_What is required_.
Reply with one number: the count of lines in the listing that contain the string "TypeScript".

_Entries provided_.
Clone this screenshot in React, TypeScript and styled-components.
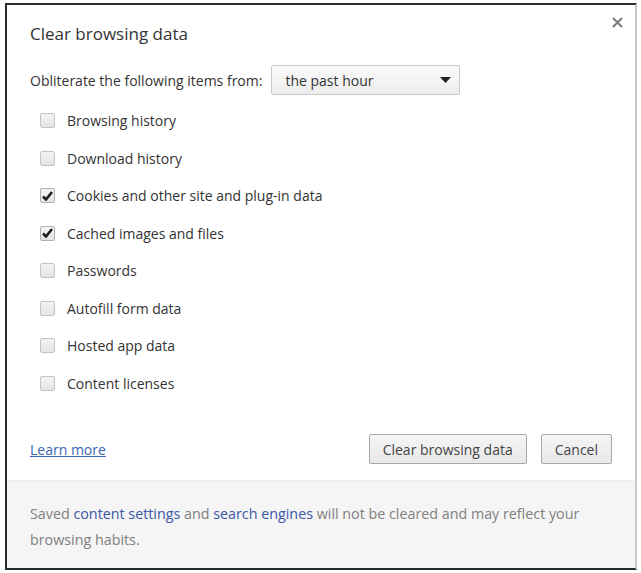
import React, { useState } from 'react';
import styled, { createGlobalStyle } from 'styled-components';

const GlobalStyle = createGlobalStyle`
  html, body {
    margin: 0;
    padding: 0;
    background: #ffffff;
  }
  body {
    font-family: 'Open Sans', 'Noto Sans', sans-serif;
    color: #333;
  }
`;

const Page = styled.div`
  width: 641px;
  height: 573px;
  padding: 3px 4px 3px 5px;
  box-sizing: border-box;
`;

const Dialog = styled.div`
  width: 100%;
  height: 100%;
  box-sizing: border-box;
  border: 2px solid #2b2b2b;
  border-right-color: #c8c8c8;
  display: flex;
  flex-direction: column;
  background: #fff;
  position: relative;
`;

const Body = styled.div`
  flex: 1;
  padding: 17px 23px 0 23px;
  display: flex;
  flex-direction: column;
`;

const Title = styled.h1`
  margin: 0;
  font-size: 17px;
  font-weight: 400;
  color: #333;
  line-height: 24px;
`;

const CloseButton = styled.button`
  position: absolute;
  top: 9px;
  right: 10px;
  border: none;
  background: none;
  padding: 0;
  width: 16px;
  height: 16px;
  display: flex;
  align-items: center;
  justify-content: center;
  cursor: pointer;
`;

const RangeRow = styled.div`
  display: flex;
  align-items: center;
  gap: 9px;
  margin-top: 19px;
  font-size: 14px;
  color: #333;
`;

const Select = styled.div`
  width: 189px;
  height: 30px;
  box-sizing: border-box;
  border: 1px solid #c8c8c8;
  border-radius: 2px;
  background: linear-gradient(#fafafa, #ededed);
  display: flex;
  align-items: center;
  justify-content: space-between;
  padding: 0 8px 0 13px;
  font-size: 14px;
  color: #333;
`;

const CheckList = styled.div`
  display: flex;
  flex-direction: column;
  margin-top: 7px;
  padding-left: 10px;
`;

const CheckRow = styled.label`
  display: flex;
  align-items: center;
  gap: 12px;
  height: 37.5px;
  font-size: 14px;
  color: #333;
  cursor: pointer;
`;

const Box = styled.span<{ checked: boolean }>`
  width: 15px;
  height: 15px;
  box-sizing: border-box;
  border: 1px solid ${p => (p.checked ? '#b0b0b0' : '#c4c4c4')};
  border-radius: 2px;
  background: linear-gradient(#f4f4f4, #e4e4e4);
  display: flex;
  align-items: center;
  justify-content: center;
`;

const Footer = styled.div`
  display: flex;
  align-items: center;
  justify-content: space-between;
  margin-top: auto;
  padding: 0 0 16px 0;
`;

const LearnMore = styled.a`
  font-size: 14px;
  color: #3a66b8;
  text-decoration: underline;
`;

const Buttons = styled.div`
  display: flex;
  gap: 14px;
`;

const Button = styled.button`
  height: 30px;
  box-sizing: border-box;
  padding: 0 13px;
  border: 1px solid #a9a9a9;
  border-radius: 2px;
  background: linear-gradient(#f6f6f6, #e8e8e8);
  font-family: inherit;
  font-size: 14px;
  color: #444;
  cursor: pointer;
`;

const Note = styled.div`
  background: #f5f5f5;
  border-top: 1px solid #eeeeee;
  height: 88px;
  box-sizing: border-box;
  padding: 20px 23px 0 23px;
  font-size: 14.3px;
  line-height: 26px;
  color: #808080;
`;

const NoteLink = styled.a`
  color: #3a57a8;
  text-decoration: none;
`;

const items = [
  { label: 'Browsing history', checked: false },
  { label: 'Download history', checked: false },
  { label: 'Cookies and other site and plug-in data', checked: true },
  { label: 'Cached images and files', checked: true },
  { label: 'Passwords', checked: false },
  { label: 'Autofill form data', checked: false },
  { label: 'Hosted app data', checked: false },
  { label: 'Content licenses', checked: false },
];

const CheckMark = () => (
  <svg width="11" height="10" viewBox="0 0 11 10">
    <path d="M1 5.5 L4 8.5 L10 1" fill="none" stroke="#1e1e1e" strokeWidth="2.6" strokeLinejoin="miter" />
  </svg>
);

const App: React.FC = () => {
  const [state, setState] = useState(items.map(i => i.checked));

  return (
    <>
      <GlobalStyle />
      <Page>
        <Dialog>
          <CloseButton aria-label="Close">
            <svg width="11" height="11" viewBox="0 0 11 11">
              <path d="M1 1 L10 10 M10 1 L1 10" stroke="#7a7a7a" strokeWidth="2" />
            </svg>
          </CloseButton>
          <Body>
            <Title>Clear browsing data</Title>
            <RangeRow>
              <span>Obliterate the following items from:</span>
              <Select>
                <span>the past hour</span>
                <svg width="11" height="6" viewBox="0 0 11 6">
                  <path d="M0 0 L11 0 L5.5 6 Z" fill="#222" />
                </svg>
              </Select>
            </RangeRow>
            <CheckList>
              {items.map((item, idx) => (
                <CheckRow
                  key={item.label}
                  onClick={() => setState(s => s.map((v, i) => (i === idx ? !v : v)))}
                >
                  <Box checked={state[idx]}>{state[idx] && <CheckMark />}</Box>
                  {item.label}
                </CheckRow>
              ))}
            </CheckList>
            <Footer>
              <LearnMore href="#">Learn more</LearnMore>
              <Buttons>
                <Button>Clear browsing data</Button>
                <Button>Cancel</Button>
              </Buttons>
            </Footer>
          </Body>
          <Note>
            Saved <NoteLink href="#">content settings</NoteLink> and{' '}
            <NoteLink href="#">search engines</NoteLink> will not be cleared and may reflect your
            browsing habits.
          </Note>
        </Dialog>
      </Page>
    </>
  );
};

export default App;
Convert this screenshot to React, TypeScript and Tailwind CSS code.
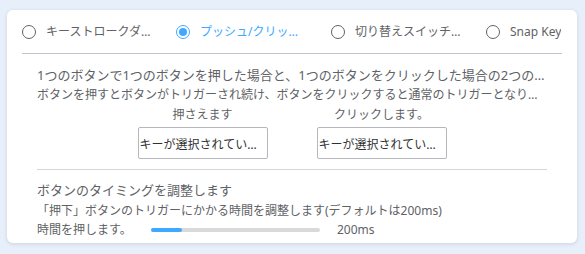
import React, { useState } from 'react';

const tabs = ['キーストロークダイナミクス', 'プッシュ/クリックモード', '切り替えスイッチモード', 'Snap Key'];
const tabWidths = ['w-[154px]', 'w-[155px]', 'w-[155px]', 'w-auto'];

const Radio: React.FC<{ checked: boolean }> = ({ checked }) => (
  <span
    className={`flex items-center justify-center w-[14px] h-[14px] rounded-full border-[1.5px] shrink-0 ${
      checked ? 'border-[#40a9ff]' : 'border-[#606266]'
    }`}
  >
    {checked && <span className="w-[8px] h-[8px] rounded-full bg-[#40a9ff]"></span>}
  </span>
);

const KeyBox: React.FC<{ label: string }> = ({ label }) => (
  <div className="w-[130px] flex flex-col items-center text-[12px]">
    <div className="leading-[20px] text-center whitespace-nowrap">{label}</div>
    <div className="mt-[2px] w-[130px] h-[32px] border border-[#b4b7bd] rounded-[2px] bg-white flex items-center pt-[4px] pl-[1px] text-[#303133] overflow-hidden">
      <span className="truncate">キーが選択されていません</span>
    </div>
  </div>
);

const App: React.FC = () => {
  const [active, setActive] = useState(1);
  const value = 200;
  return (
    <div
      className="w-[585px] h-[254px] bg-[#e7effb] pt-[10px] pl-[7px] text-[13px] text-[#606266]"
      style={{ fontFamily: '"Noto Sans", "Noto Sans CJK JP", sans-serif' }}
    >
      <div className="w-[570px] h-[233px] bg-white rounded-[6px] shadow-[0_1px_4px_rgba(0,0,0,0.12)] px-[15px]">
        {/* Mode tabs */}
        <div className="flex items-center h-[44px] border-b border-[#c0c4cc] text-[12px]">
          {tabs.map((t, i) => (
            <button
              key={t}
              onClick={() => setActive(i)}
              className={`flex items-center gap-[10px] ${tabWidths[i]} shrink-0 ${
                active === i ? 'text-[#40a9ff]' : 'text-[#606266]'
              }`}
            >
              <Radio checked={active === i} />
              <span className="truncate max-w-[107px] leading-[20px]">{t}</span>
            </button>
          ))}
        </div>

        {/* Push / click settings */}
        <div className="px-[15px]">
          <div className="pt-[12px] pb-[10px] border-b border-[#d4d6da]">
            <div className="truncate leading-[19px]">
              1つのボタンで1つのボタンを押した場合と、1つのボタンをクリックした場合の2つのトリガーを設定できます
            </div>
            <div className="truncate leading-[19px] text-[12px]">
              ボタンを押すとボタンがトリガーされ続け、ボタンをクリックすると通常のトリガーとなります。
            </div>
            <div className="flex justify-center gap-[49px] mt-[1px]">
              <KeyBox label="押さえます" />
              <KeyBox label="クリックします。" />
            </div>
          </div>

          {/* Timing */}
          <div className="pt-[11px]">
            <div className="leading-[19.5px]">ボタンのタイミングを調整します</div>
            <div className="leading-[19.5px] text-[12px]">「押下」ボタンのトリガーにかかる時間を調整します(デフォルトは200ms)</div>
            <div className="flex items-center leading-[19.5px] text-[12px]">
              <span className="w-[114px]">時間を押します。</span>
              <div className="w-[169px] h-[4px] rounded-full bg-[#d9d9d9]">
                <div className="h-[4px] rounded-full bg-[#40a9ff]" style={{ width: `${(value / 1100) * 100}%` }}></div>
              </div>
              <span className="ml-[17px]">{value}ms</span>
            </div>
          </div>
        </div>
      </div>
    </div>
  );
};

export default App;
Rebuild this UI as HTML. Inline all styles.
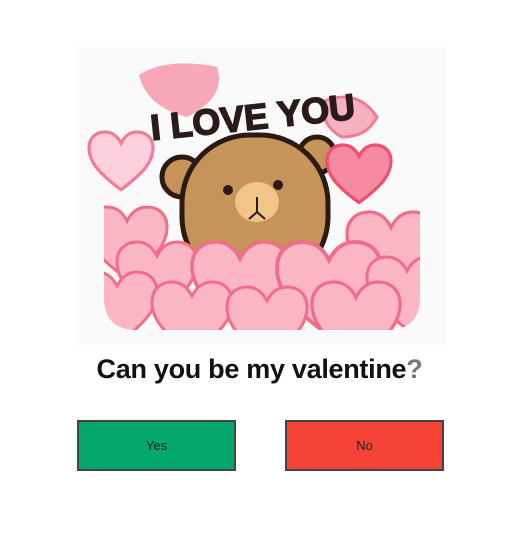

_Right answer_.
2